In mathematics, quaternions are a number system that extends the complex numbers. They were first introduced by Sir W. R. Hamilton in 1843
[5], and they are commonly used for calculations involving three-dimensional
rotations such as in three-dimensional computer graphics. Each quaternion
is constituted by a scalar component and three different imaginary components. The imaginary components can be imagined as a vector part.
I will use quaternions in order to represent the multicomponent signals
recorded on triaxial geophones. In the geophysical field, quaternion algebra
has been used to implement multicomponent Wiener deconvolution, to
perform multicomponent velocity analysis via the implementation of quaternion matched filters, and to detect the wavefronts arrivals directions via
the implementation of a biquaternion version of the MUSIC algorithm.

The structure of the thesis is outlined in the following paragraphs.

The first chapter is constituted by this introduction.
In chapter two the theoretical propagation of the free modes of Rayleigh
waves in elastic media is introduced. Two simple examples of ground are
considered: the former is a homogeneous half space, which shows no dispersion, the latter is a
fluid layer over a half space, which is one of the

simplest ground model which shows dispersion characteristics; for this dispersive ground model, the dispersion curves equations are derived.
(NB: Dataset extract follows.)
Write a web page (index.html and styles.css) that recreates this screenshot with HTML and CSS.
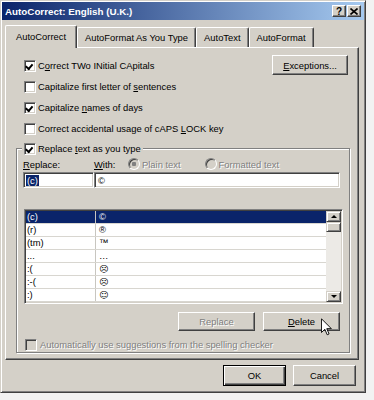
FILE: index.html
```html
<!DOCTYPE html>
<html>
<head>
    <title>AutoCorrect: English (U.K.)</title>
    <link rel="stylesheet" href="styles.css">
</head>
<body>
    <div class="dialog">
        <div class="titlebar">
            <span class="title">AutoCorrect: English (U.K.)</span>
            <span class="caption-btn">?</span>
            <span class="caption-btn">
                <svg width="8" height="7" viewBox="0 0 8 7"><path d="M0.5 0.5 L7.5 6.5 M7.5 0.5 L0.5 6.5" stroke="#000" stroke-width="1.6"/></svg>
            </span>
        </div>

        <div class="tabs">
            <div class="tab active">AutoCorrect</div>
            <div class="tab">AutoFormat As You Type</div>
            <div class="tab">AutoText</div>
            <div class="tab">AutoFormat</div>
        </div>

        <div class="panel">
            <div class="options">
                <div class="checks">
                    <label class="check"><span class="box checked"></span><span>C<u>o</u>rrect TWo INitial CApitals</span></label>
                    <label class="check"><span class="box"></span><span>Capitalize first letter of <u>s</u>entences</span></label>
                    <label class="check"><span class="box checked"></span><span>Capitalize <u>n</u>ames of days</span></label>
                    <label class="check"><span class="box"></span><span>Correct accidental usage of cAPS <u>L</u>OCK key</span></label>
                </div>
                <button class="btn exceptions"><span><u>E</u>xceptions...</span></button>
            </div>

            <fieldset class="group">
                <legend><label class="check"><span class="box checked"></span><span>Replace <u>t</u>ext as you type</span></label></legend>

                <div class="labels">
                    <span class="lbl-replace"><u>R</u>eplace:</span>
                    <span class="lbl-with"><u>W</u>ith:</span>
                    <span class="radio disabled"><span class="dot on"></span><span>Plain text</span></span>
                    <span class="radio disabled formatted"><span class="dot"></span><span>Formatted text</span></span>
                </div>

                <div class="fields">
                    <div class="field replace"><span class="sel">(c)</span></div>
                    <div class="field with">©</div>
                </div>

                <div class="list">
                    <div class="rows">
                        <div class="row selected"><span>(c)</span><span>©</span></div>
                        <div class="row"><span>(r)</span><span>®</span></div>
                        <div class="row"><span>(tm)</span><span>™</span></div>
                        <div class="row"><span>...</span><span>…</span></div>
                        <div class="row"><span>:(</span><span class="face">☹</span></div>
                        <div class="row"><span>:-(</span><span class="face">☹</span></div>
                        <div class="row"><span>:)</span><span class="face">☺</span></div>
                    </div>
                    <div class="scrollbar">
                        <div class="sb-btn"><span class="arrow-up"></span></div>
                        <div class="sb-thumb"></div>
                        <div class="sb-track"></div>
                        <div class="sb-btn"><span class="arrow-down"></span></div>
                    </div>
                </div>

                <div class="actions">
                    <button class="btn disabled">Replace</button>
                    <button class="btn"><span><u>D</u>elete</span></button>
                </div>

                <label class="check auto disabled"><span class="box"></span><span>Automatically use suggestions from the spelling checker</span></label>
            </fieldset>
        </div>

        <div class="footer">
            <button class="btn default">OK</button>
            <button class="btn">Cancel</button>
        </div>

        <svg class="cursor" width="11" height="18" viewBox="0 0 12 19">
            <path d="M0.5 0.5 V15.5 L4.2 12 L6.8 18 L8.8 17.1 L6.3 11.3 H11.3 Z" fill="#fff" stroke="#000" stroke-width="1"/>
        </svg>
    </div>
</body>
</html>
```

FILE: styles.css
```css
* {
    box-sizing: border-box;
}

body {
    margin: 0;
    background: #f2f2f2;
    color: #000;
    font-family: "Liberation Sans", Arial, sans-serif;
    font-size: 9.4px;
}

u {
    text-decoration: underline;
    text-underline-offset: 1px;
}

.dialog {
    position: relative;
    width: 366px;
    height: 393px;
    padding: 1px;
    background: #d4d0c8;
    border: 1px solid;
    border-color: #d4d0c8 #404040 #404040 #d4d0c8;
    box-shadow: inset 1px 1px #fff, inset -1px -1px #808080;
}

.titlebar {
    display: flex;
    align-items: center;
    height: 18px;
    padding: 0 3px 0 3px;
    background: linear-gradient(to right, #0a246a, #a6caf0);
    color: #fff;
    font-weight: bold;
    font-size: 9.8px;
}

.title {
    flex: 1;
}

.caption-btn {
    display: flex;
    align-items: center;
    justify-content: center;
    width: 14px;
    height: 12px;
    margin-left: 1px;
    background: #d4d0c8;
    color: #000;
    font-size: 10px;
    border: 1px solid;
    border-color: #fff #404040 #404040 #fff;
    box-shadow: inset -1px -1px #808080;
}

/* tabs */
.tabs {
    display: flex;
    align-items: flex-end;
    height: 22px;
    margin-top: 5px;
    padding-left: 3px;
}

.tab {
    display: flex;
    align-items: center;
    height: 20px;
    padding: 0 7px;
    border: 1px solid;
    border-bottom: none;
    border-color: #fff #404040 #404040 #fff;
    border-radius: 2px 2px 0 0;
    box-shadow: inset -1px 0 #808080;
    white-space: nowrap;
}

.tab.active {
    position: relative;
    z-index: 1;
    height: 23px;
    margin-bottom: -1px;
    padding: 0 10px 1px;
    background: #d4d0c8;
}

.panel {
    width: 354px;
    height: 313px;
    margin-left: 3px;
    border: 1px solid;
    border-color: #fff #404040 #404040 #fff;
    box-shadow: inset -1px -1px #808080;
}

/* checkboxes */
.options {
    display: flex;
    justify-content: space-between;
    align-items: flex-start;
}

.checks {
    display: flex;
    flex-direction: column;
    gap: 8px;
    padding: 11px 0 0 18px;
}

.check {
    display: flex;
    align-items: center;
    gap: 2px;
    height: 13px;
    white-space: nowrap;
}

.box {
    position: relative;
    width: 12px;
    height: 12px;
    background: #fff;
    border: 1px solid;
    border-color: #808080 #fff #fff #808080;
    box-shadow: inset 1px 1px #404040, inset -1px -1px #d4d0c8;
}

.box.checked::after {
    content: "";
    position: absolute;
    left: 2px;
    top: 2px;
    width: 3px;
    height: 5px;
    border: solid #000;
    border-width: 0 2px 2px 0;
    transform: rotate(40deg);
    transform-origin: 60% 40%;
}

.disabled {
    color: #808080;
    text-shadow: 1px 1px #fff;
}

.check.disabled .box {
    background: #d4d0c8;
}

/* buttons */
.btn {
    display: flex;
    align-items: center;
    justify-content: center;
    padding: 0;
    font: inherit;
    color: #000;
    background: #d4d0c8;
    border: 1px solid;
    border-color: #fff #404040 #404040 #fff;
    box-shadow: inset -1px -1px #808080;
}

.btn.disabled {
    color: #808080;
}

.btn.default {
    border-color: #000;
    box-shadow: inset 1px 1px #fff, inset -1px -1px #404040, inset -2px -2px #808080;
}

.exceptions {
    width: 76px;
    height: 20px;
    margin: 7px 10px 0 0;
}

/* replace group */
.group {
    min-width: 0;
    margin: 7px 8px 0 10px;
    padding: 0 7px 1px 7px;
    border: 1px solid #808080;
    box-shadow: inset 1px 1px #fff, 1px 1px #fff;
}

.group legend {
    margin-left: -2px;
    padding: 0 2px;
    background: #d4d0c8;
}

.labels {
    display: flex;
    align-items: center;
    height: 12px;
    margin: 3px 0 0 -1px;
    white-space: nowrap;
}

.lbl-replace {
    width: 71px;
}

.lbl-with {
    width: 34px;
}

.radio {
    display: flex;
    align-items: center;
    gap: 2px;
}

.radio.formatted {
    margin-left: 24px;
}

.dot {
    width: 12px;
    height: 12px;
    border-radius: 50%;
    background: #d4d0c8;
    border: 1px solid;
    border-color: #808080 #fff #fff #808080;
    box-shadow: inset 1px 1px #404040;
}

.dot.on {
    background: radial-gradient(circle, #808080 0 2px, #d4d0c8 2.5px);
}

.fields {
    display: flex;
    margin: 2px 0 0 -1px;
}

.field {
    display: flex;
    align-items: center;
    height: 16px;
    padding-left: 2px;
    background: #fff;
    border: 1px solid;
    border-color: #808080 #fff #fff #808080;
    box-shadow: inset 1px 1px #404040, inset -1px -1px #d4d0c8;
}

.field.replace {
    width: 71px;
}

.field.with {
    width: 246px;
    padding-left: 3px;
}

.sel {
    padding: 0 1px;
    background: #0a246a;
    color: #fff;
}

/* list */
.list {
    display: flex;
    width: 319px;
    height: 95px;
    margin-top: 21px;
    padding: 1px;
    background: #fff;
    border: 1px solid;
    border-color: #808080 #fff #fff #808080;
    box-shadow: inset 1px 1px #404040, inset -1px -1px #d4d0c8;
}

.rows {
    flex: 1;
    overflow: hidden;
}

.row {
    display: grid;
    grid-template-columns: 70px 1fr;
    height: 13px;
    line-height: 12px;
    border-bottom: 1px solid #d8d6d0;
}

.row span:first-child {
    padding-left: 1px;
    border-right: 1px solid #c8c6c0;
}

.row span:last-child {
    padding-left: 3px;
}

.row.selected {
    background: #0a246a;
    color: #fff;
}

.face {
    font-family: "DejaVu Sans", sans-serif;
    font-size: 9px;
}

.scrollbar {
    display: flex;
    flex-direction: column;
    width: 15px;
    background: #eceae6;
}

.sb-btn,
.sb-thumb {
    display: flex;
    align-items: center;
    justify-content: center;
    height: 11px;
    background: #d4d0c8;
    border: 1px solid;
    border-color: #d4d0c8 #404040 #404040 #d4d0c8;
    box-shadow: inset 1px 1px #fff, inset -1px -1px #808080;
}

.sb-thumb {
    height: 10px;
}

.sb-track {
    flex: 1;
}

.arrow-up,
.arrow-down {
    border-left: 3px solid transparent;
    border-right: 3px solid transparent;
}

.arrow-up {
    border-bottom: 3px solid #000;
}

.arrow-down {
    border-top: 3px solid #000;
}

.actions {
    display: flex;
    justify-content: flex-end;
    gap: 8px;
    margin: 8px 2px 0 0;
}

.actions .btn {
    width: 77px;
    height: 19px;
}

.check.auto {
    gap: 3px;
    margin: 7px 0 0 1px;
}

/* footer */
.footer {
    display: flex;
    justify-content: flex-end;
    gap: 7px;
    margin-top: 5px;
    padding-right: 8px;
}

.footer .btn {
    width: 63px;
    height: 21px;
}

.cursor {
    position: absolute;
    left: 320px;
    top: 317px;
}
```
In chapter three, first SVD is introduced, then a polarization method is
described. This method uses a parameter inferred by the SVD analysis (the
inverse ellipticity parameter) in order to determine the degree of ellipticity
of the signal for local time windows. In order to improve the discrimina-

tion between circularly/elliptically polarized signals and incoherent noise a
filtering process that changes the phase-difference between two spatial components of the data is applied to the polarization maps. Furthermore, in
this chapter the two datasets that are used in this thesis are introduced.
They are a synthetic dataset generated for a 1D elastic ground model, and

a real dataset acquired in China.

In chapter four, the dispersion characteristics are derived for the synthetic and the real dataset. The dispersion characteristics are described by
two dispersion curves, respectively the phase velocity dispersion curve and
the group velocity dispersion curve. Phase velocity is the velocity of the

wave ripples, and group velocity is the velocity of the wave packet. The
phase velocity dispersion curves are determined in the frequency-(ray parameter) domain, also called f-p domain. No equivalent domain exists in
the standard processing for computing the group velocity dispersion curves.
I implemented an ad hoc transform in order to determine the group velocity
and I called it frequency-(group slowness) transform. In this chapter an
effective method for separating a mode of the Rayleigh wave will also be
shown. It consists in the muting in the f-p domain of the area outside of a
selected zone surrounding the mode. The computed dispersion curves are
compared with the theoretical dispersion curves for the synthetic data. For
the real data two modes of Rayleigh waves are identified.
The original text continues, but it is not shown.